_What is required_
Locate each line in the records containing "styles". Copy it.

_Record set_
------------------------
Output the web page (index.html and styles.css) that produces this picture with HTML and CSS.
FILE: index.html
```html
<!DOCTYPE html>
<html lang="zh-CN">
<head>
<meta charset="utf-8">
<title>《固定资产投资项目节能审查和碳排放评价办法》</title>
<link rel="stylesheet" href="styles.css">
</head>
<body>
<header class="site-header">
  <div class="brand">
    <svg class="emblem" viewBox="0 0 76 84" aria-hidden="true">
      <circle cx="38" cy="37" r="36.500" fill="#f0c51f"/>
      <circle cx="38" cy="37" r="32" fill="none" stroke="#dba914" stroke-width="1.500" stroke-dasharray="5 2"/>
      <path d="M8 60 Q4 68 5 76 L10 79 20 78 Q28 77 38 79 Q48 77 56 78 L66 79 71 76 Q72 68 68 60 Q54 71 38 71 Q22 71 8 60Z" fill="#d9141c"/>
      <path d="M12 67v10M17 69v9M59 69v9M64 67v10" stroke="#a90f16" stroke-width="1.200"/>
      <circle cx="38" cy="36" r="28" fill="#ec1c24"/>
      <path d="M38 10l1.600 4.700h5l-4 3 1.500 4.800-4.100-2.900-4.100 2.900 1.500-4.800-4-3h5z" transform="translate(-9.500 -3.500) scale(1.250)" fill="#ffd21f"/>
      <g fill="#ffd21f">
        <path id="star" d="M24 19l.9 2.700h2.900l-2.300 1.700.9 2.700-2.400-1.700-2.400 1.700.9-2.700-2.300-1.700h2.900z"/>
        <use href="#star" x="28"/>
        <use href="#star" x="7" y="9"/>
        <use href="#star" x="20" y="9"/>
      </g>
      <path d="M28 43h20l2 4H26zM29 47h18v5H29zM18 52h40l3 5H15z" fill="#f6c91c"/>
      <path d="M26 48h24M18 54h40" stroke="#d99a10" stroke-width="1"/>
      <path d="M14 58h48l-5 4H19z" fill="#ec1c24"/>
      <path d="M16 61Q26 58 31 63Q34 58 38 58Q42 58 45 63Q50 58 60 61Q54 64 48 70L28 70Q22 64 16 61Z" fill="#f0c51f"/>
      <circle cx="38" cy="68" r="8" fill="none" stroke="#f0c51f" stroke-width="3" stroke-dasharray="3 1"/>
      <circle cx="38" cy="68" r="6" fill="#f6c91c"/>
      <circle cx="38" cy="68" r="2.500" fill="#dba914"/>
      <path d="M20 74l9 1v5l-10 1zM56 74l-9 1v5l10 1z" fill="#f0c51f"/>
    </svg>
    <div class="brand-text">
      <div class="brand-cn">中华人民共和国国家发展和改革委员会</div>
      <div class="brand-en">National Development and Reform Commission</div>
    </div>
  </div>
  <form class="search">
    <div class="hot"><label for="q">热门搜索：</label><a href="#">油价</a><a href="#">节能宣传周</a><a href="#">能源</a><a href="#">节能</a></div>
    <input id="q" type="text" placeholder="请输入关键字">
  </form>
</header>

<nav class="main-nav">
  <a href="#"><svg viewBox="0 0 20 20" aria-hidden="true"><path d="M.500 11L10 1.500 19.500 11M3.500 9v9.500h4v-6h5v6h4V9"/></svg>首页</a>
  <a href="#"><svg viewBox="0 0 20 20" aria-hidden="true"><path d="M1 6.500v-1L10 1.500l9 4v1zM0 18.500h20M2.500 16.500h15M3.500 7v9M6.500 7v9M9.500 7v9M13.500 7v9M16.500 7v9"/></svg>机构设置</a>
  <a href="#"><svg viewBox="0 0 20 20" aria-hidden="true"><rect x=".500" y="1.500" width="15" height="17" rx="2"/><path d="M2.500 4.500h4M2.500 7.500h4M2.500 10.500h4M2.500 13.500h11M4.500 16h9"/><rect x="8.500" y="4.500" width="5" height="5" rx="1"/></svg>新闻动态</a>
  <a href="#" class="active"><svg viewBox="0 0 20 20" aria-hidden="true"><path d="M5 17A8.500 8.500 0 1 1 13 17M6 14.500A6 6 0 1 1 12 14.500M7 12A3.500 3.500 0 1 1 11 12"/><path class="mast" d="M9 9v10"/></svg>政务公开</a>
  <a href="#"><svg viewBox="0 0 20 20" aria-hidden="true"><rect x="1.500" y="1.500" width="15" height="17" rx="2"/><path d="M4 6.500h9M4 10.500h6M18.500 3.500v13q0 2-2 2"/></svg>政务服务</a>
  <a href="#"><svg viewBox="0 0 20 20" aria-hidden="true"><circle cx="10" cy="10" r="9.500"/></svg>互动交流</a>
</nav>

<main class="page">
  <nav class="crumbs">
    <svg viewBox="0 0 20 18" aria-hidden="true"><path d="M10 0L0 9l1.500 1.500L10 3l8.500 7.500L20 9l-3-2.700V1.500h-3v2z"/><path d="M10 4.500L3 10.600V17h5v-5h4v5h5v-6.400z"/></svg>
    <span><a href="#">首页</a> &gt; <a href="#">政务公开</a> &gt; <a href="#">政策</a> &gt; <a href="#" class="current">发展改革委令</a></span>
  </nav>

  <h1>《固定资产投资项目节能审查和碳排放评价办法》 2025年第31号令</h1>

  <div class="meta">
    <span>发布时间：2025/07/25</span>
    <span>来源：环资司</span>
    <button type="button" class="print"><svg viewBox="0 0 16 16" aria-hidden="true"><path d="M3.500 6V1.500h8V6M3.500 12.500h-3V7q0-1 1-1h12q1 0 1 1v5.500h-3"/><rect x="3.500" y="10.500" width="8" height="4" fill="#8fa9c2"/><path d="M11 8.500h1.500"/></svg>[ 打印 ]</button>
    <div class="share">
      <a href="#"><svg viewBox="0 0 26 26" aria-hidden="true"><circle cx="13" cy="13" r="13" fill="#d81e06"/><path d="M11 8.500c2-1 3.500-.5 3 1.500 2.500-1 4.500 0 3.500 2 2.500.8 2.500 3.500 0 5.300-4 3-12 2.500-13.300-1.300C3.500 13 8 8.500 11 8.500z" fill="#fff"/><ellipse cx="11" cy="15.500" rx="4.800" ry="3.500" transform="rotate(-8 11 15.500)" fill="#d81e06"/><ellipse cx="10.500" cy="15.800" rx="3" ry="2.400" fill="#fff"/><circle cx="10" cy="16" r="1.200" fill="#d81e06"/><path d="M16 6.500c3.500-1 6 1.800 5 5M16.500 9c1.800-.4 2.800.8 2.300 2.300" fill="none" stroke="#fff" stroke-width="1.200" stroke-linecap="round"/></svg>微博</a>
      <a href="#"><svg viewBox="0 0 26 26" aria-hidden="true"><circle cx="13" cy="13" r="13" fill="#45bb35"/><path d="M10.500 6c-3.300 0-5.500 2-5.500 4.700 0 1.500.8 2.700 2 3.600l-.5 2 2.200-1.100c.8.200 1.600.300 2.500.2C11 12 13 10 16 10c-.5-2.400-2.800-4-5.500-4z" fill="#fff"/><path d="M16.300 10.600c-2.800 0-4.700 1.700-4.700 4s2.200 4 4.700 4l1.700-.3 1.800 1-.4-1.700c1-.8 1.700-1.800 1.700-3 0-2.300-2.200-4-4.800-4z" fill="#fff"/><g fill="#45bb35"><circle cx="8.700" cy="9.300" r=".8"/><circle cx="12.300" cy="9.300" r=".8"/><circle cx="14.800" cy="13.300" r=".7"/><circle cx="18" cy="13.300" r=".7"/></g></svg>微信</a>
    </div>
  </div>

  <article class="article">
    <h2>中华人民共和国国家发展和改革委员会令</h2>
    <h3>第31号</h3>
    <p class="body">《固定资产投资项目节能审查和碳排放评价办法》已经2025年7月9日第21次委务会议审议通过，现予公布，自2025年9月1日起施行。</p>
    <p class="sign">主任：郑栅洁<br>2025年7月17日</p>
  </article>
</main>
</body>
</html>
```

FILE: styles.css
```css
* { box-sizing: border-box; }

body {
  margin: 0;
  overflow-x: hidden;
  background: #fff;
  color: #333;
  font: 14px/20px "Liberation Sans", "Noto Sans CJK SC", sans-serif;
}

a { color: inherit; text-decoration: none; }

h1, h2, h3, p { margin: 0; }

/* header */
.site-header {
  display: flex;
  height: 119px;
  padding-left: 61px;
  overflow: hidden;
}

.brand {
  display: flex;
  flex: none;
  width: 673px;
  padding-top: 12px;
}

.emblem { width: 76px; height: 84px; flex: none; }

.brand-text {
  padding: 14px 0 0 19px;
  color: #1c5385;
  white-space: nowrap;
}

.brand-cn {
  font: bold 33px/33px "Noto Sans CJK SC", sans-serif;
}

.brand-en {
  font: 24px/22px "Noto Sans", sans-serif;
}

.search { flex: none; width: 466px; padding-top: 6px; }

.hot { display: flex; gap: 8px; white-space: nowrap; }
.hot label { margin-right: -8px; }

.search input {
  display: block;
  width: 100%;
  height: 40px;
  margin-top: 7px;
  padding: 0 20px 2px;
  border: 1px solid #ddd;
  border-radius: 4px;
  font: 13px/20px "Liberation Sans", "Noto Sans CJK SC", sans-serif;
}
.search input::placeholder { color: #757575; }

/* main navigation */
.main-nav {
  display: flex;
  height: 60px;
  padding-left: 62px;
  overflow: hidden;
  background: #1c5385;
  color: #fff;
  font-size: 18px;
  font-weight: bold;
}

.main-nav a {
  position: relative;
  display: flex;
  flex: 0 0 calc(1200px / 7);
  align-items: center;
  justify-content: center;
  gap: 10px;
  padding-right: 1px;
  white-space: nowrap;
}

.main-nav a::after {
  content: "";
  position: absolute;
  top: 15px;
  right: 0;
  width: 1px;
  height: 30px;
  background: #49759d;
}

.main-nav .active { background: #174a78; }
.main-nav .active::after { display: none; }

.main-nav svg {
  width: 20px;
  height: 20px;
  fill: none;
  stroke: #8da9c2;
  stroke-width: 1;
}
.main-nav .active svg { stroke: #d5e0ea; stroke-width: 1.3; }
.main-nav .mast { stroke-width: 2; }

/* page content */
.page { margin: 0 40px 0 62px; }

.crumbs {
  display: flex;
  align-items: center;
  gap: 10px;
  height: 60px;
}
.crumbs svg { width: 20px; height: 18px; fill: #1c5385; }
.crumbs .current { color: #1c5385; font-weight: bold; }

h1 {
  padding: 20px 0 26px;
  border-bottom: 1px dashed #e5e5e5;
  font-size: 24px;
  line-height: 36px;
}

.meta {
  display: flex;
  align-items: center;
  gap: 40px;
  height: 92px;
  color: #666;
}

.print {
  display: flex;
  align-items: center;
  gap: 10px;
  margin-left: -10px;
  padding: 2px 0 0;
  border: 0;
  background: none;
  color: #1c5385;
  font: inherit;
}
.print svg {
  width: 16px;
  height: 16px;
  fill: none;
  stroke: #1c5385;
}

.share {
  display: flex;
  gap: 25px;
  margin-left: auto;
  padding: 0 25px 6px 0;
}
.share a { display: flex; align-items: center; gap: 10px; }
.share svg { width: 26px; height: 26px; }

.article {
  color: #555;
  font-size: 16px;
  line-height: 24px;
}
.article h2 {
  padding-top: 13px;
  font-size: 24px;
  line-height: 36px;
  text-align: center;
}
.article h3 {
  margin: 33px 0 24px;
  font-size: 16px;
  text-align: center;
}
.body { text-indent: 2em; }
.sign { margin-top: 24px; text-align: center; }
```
------------------------
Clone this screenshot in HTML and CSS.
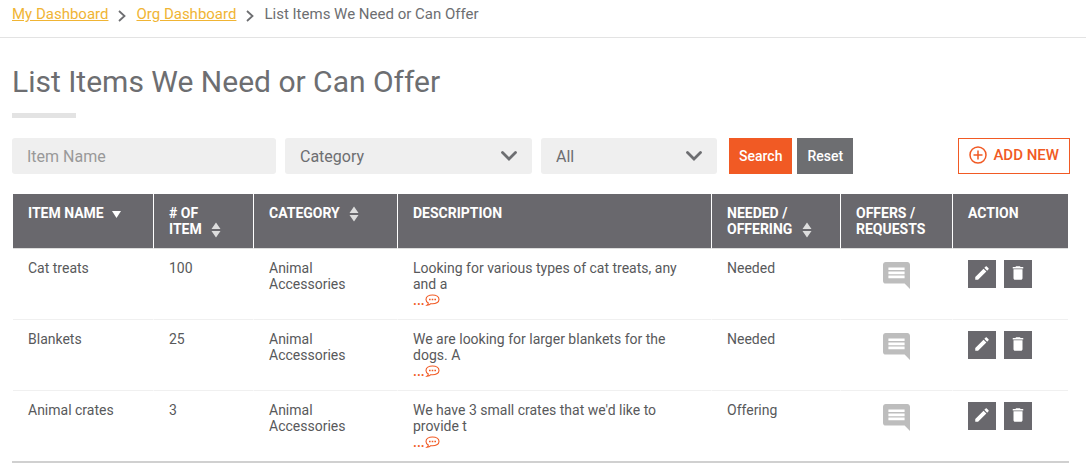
------------------------
_Result below_
Output the web page (index.html and styles.css) that produces this picture with HTML and CSS.
<link rel="stylesheet" href="styles.css">
FILE: styles.css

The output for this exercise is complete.